Jae Vail

Jae Vail

Jae Vail is an emerging writer and trade unionist based in London. They completed their Ph.D. in music at the University of Manchester in 2021, before working as a researcher at Queen Margaret University, Edinburgh. Jae is now the Head of Communications at the Independent Workers’ Union of Great Britain (IWGB). Their debut stage play Empress of Dogs is in development, with a view to a London premiere in the coming months.

Jae began writing and illustrating their own stories as a young child – most of their early stories involved inanimate objects that could talk, or lots of rats. As an adult, they have been writing for a number of years. ‘Quicksand’ is Jae’s first story submitted for publication.


Q: If you could travel back in time, which of the great writers would you like to meet and why?

A: If I could travel back in time, I would visit Kobo Abe. We would both get inside separate cardboard boxes, just like the characters in The Box Man, and we would talk only about baseball.


Q: What is the first book you remember reading or having read to you as a child?

A: One book sticks out from my childhood. It was about an old woman who finds a severed hairy toe in a field and, for some reason, decides to take it home with her and keep it in a jar by her pillow. The toe’s original proprietor comes at night to reclaim its missing appendage, bellowing “where’s my hairy toe?!” up the stairs.

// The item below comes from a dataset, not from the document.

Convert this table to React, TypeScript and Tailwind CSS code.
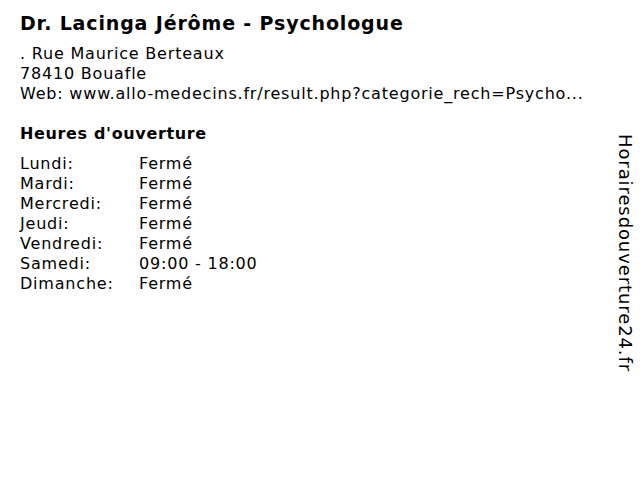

Though the original text is surely quite whimsical in nature, I found it horrific as a child and I used to hide behind the sofa with my brother when my dad did the voices. I’d love to see it on the screen, but I doubt any adaptation would quite capture the images I had conjured in my mind as a kid.


Q: Is there a book that you keep going back to, and if so, how many times have you read it?

A: I keep reading The Vegetarian by Han Kang. I’ve read it three times now, but I must have read the short story that it is based on ‘The Fruit of My Woman’ five times at least. It’s the story that made me want to write again.


Q: What is the least interesting part of writing for you?

A: Checking for typos. Double-spacing.